The global distribution of large earthquakes reflects the fundamental architecture of plate tectonics. Most high‑magnitude events occur along plate boundaries, where long‑term strain accumulates through relative plate motion and is released episodically through brittle failure. Subduction zones dominate global seismicity, producing both shallow megathrust earthquakes and deep‑focus events that extend to ~650 km within the descending slab. Transform boundaries generate linear belts of strike‑slip earthquakes, while divergent margins host more diffuse seismicity associated with extensional faulting. In contrast, stable continental interiors experience low strain rates and correspondingly few large earthquakes, underscoring the strong spatial variability of lithospheric deformation.

The distribution of large earthquakes are far from random. They trace the geometry of plate boundaries with remarkable clarity: the deep arcs of subduction zones, the linear scars of transform faults, and the spreading centers that mark mid‑ocean ridges. By studying where earthquakes occur, how deep they are, and how their patterns change through time, we gain insight into the dynamic processes shaping our planet.
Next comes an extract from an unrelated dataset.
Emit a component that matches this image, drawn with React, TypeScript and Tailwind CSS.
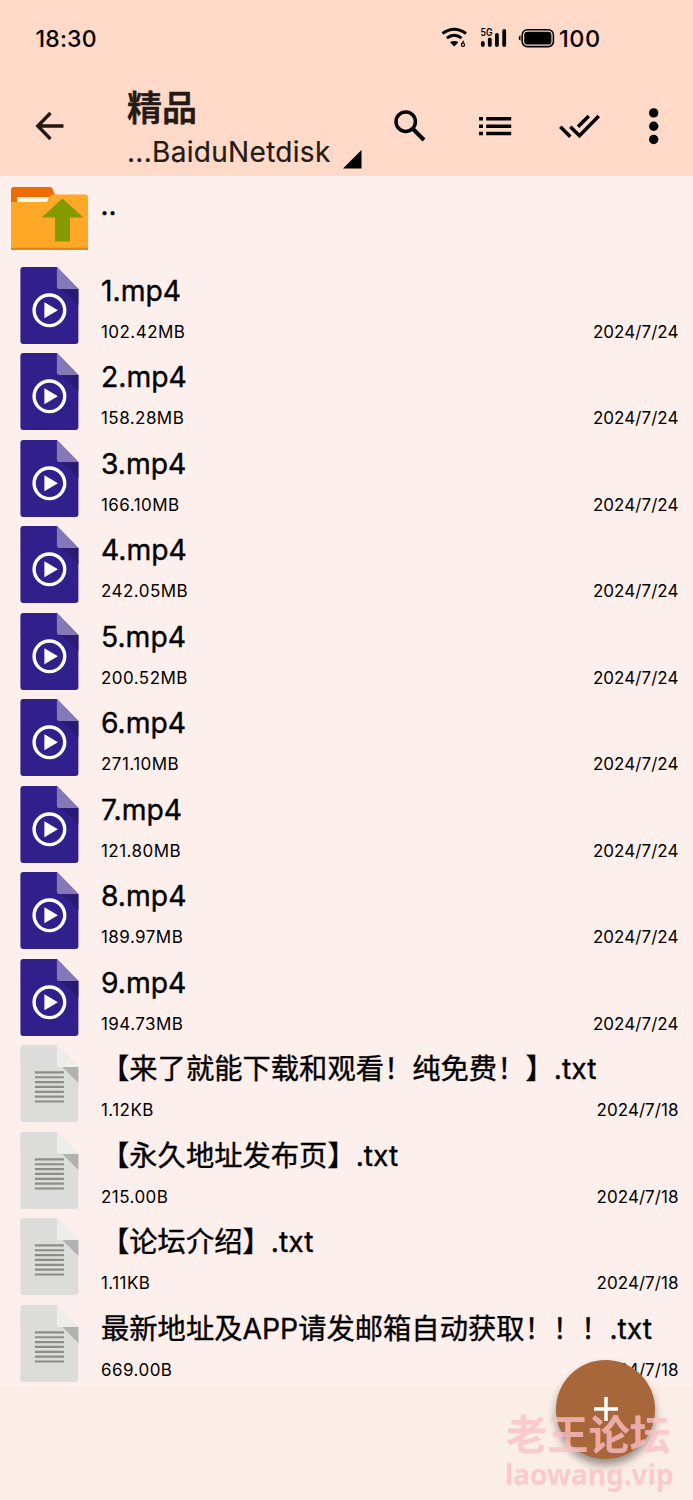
type FileKind = "video" | "text";

interface FileItem {
  name: string;
  size: string;
  date: string;
  kind: FileKind;
}

const files: FileItem[] = [
  { name: "1.mp4", size: "102.42MB", date: "2024/7/24", kind: "video" },
  { name: "2.mp4", size: "158.28MB", date: "2024/7/24", kind: "video" },
  { name: "3.mp4", size: "166.10MB", date: "2024/7/24", kind: "video" },
  { name: "4.mp4", size: "242.05MB", date: "2024/7/24", kind: "video" },
  { name: "5.mp4", size: "200.52MB", date: "2024/7/24", kind: "video" },
  { name: "6.mp4", size: "271.10MB", date: "2024/7/24", kind: "video" },
  { name: "7.mp4", size: "121.80MB", date: "2024/7/24", kind: "video" },
  { name: "8.mp4", size: "189.97MB", date: "2024/7/24", kind: "video" },
  { name: "9.mp4", size: "194.73MB", date: "2024/7/24", kind: "video" },
  { name: "【来了就能下载和观看！纯免费！】.txt", size: "1.12KB", date: "2024/7/18", kind: "text" },
  { name: "【永久地址发布页】.txt", size: "215.00B", date: "2024/7/18", kind: "text" },
  { name: "【论坛介绍】.txt", size: "1.11KB", date: "2024/7/18", kind: "text" },
  { name: "最新地址及APP请发邮箱自动获取！！！.txt", size: "669.00B", date: "2024/7/18", kind: "text" },
];

const VideoIcon = () => (
  <svg width="59" height="77" viewBox="-0.4 0 59 77">
    <path d="M3 0H36.500L58 22V74a3 3 0 0 1-3 3H3a3 3 0 0 1-3-3V3a3 3 0 0 1 3-3Z" fill="#311f8c" />
    <path d="M41 22H58V38Z" fill="#291a75" />
    <path d="M36.500 0L58 22H39a2.500 2.500 0 0 1-2.500-2.500Z" fill="#8478b9" />
    <circle cx="29" cy="43.300" r="15.300" fill="none" stroke="#fff" strokeWidth="3.400" />
    <path d="M24 35.300V51.300L37.500 43.300Z" fill="#fff" />
  </svg>
);

const TextIcon = () => (
  <svg width="59" height="77" viewBox="-0.4 0 59 77">
    <path d="M3 0H36.500L58 22V74a3 3 0 0 1-3 3H3a3 3 0 0 1-3-3V3a3 3 0 0 1 3-3Z" fill="#dcdcda" />
    <path d="M42 22H58V38Z" fill="#b1b1b0" />
    <path d="M36.500 0L58 22H39a2.500 2.500 0 0 1-2.500-2.500Z" fill="#ededeb" />
    <path
      d="M14.500 27.400H43.500M14.500 32.250H43.500M14.500 37.100H43.500M14.500 41.950H43.500M14.500 46.800H43.500M14.500 51.650H43.500M14.500 56.500H43.500"
      stroke="#8c8c8b"
      strokeWidth="2.200"
    />
  </svg>
);

const FolderUpIcon = () => (
  <svg width="77" height="63" viewBox="0 0 77 63">
    <path d="M0 20V3a3 3 0 0 1 3-3H39q2 0 2.700 2L45 11V20Z" fill="#ef6c00" />
    <path d="M6 10H40V20H6Z" fill="#fff8e1" />
    <path d="M0 15H36l2-5q1-2.500 4-2.500H74a3 3 0 0 1 3 3V63H0Z" fill="#ffa726" />
    <path d="M0 60.700H77V63H0Z" fill="#dc8818" />
    <path d="M51.500 11.500L72.500 30.500H59V54.500H44V30.500H30.500Z" fill="#859900" />
  </svg>
);

const StatusBar = () => (
  <div className="flex h-[76px] items-center pl-[35.5px] text-black">
    <span className="w-[405px] pt-0.5 text-[23px] font-medium tracking-[0.2px]">18:30</span>
    {/* Wifi 6 */}
    <svg width="27" height="22" viewBox="0 0 27 22" fill="none" stroke="#000">
      <path d="M1.500 6.500Q13.200-2 25 6.500" strokeWidth="3" />
      <path d="M5.800 11.200Q13.200 5.500 20.600 11.200" strokeWidth="2.900" />
      <path d="M9 15.200q4.200-2.600 8.400 0L13.200 19.500Z" fill="#000" stroke="none" />
      <path d="M22.700 13.700l-1.800 3" strokeWidth="1.200" />
      <circle cx="22" cy="17.700" r="1.600" strokeWidth="1.200" />
    </svg>
    {/* Mobile signal */}
    <svg className="ml-[12.500px]" width="27" height="22" viewBox="0 0 27 22">
      <g stroke="#000" strokeWidth="3.800" strokeLinecap="round">
        <path d="M2.800 16V18M9.800 12.500V18M16.900 8V18M24.200 3.800V18" />
      </g>
      <text x="0.500" y="8.500" className="font-['Inter'] text-[10px] font-semibold" textLength="12" lengthAdjust="spacingAndGlyphs">
        5G
      </text>
    </svg>
    {/* Battery */}
    <svg className="ml-[11px]" width="37" height="20" viewBox="0 0 37 20">
      <path d="M2.500 7.300Q.6 7.800 .6 10T2.500 12.700Z" fill="#000" />
      <rect x="4.200" y="1.800" width="31.200" height="16.800" rx="5" fill="none" stroke="#000" strokeWidth="1.600" />
      <rect x="6.200" y="3.800" width="27.200" height="12.800" rx="3.200" fill="#000" />
    </svg>
    <span className="ml-1 pt-0.5 text-[23.5px] font-medium tracking-[0.5px]">100</span>
  </div>
);

const Toolbar = () => (
  <div className="flex h-[100px] items-center">
    <svg className="ml-[34px]" width="30" height="30" viewBox="0 0 30 30" fill="none" stroke="#231813" strokeWidth="3.400">
      <path d="M29.500 15H4M16.500 2L3.800 15L16.500 28" />
    </svg>
    <div className="ml-[63px] flex w-[206px] flex-col pt-[8px] text-[#231a15]">
      <h1 className="h-[43px] text-[35px] leading-[40px] font-medium [-webkit-text-stroke:0.7px]">精品</h1>
      <div className="flex h-[42px]">
        <span className="w-[216px] text-[28px] leading-[42px] tracking-[0.3px] [-webkit-text-stroke:0.2px]">...BaiduNetdisk</span>
        <svg className="mt-[19px] -mr-[30px] shrink-0" width="19" height="19" viewBox="0 0 19 19">
          <path d="M18.500 0V18.500H0Z" fill="#000" />
        </svg>
      </div>
    </div>
    <div className="ml-[61px] flex items-center">
      <svg width="32" height="32" viewBox="0 0 32 32" fill="none" stroke="#000" strokeWidth="3.500">
        <circle cx="11.700" cy="11.700" r="9.700" />
        <path d="M18.500 18.500L30 30" strokeWidth="4" />
      </svg>
      <svg className="ml-[53px]" width="33" height="20" viewBox="0 0 33 20" stroke="#000" strokeWidth="3.600">
        <path d="M0 2.700H4M0 10.200H4M0 17.500H4M7.200 2.700H32.200M7.200 10.200H32.200M7.200 17.500H32.200" />
      </svg>
      <svg className="ml-[47px]" width="41" height="24" viewBox="0 0 41 24" fill="none" stroke="#000" strokeWidth="3.500">
        <path d="M1.300 12.700L11.300 22.700M11.300 12.700L20.500 21.700L39.800 2M19 12.700L29.800 2" />
      </svg>
      <svg className="ml-[48px]" width="12" height="38" viewBox="0 0 12 38">
        <circle cx="5.700" cy="5.900" r="4.700" />
        <circle cx="5.700" cy="19.200" r="4.700" />
        <circle cx="5.700" cy="32.500" r="4.700" />
      </svg>
    </div>
  </div>
);

const FileRow = ({ file }: { file: FileItem }) => (
  <li className="flex h-[86.53px] pt-[4px]">
    <div className="w-[81px] shrink-0 pl-[20px]">
      {file.kind === "video" ? <VideoIcon /> : <TextIcon />}
    </div>
    <div className="flex-1 pl-[20px]">
      <div className="h-[48px] text-[28.3px] leading-[49.6px] whitespace-nowrap [-webkit-text-stroke:0.35px]">{file.name}</div>
      <div className="flex justify-between pr-[14.5px] text-[17px] leading-[34px]">
        <span className="tracking-[0.45px]">{file.size}</span>
        <span className="tracking-[0.05px]">{file.date}</span>
      </div>
    </div>
  </li>
);

export default function App() {
  return (
    <div className="relative h-[1500px] w-[693px] overflow-hidden bg-[#fbeee6] font-['Inter','Noto_Sans_CJK_SC',sans-serif]">
      <header className="h-[176px] bg-[#ffdac8]">
        <StatusBar />
        <Toolbar />
      </header>

      <ul className="bg-[#fdefeb] text-black">
        <li className="flex h-[86.5px] pt-[11px] pl-[11px]">
          <FolderUpIcon />
          <span className="ml-[12.5px] text-[28px] leading-[37px] [-webkit-text-stroke:0.35px]">..</span>
        </li>
        {files.map((file) => (
          <FileRow key={file.name} file={file} />
        ))}
      </ul>

      {/* Add button */}
      <button className="absolute top-[1359.5px] left-[556px] flex size-[99px] items-center justify-center rounded-full bg-[#a8663b] shadow-[0_6px_9px_rgba(0,0,0,0.4)]">
        <svg width="26" height="26" viewBox="0 0 26 26" stroke="#fff" strokeWidth="3.500">
          <path d="M13 1V25M1 13H25" />
        </svg>
      </button>

      {/* Watermark */}
      <div className="absolute top-[1411px] left-[506px] w-[180px] whitespace-nowrap text-[#fcc0c7]/80">
        <div className="text-[41.2px] leading-[48px] font-bold">老王论坛</div>
        <div className="-ml-px font-['Noto_Sans','Open_Sans',sans-serif] text-[28px] leading-[31px] font-bold">laowang.vip</div>
      </div>
    </div>
  );
}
This interactive map is designed to support that exploration. Using a global catalog of earthquakes with magnitudes \(M \ge 6.0\) from 1700 to the present, the tool allows you to filter events by magnitude, depth, and date to reveal the underlying structure of seismic activity. You can also overlay major tectonic plate boundaries to see how closely large earthquakes align with the fundamental architecture of plate tectonics. The result is a clear, data‑driven way to investigate how Earth’s plates interact and generate the seismic patterns we observe today.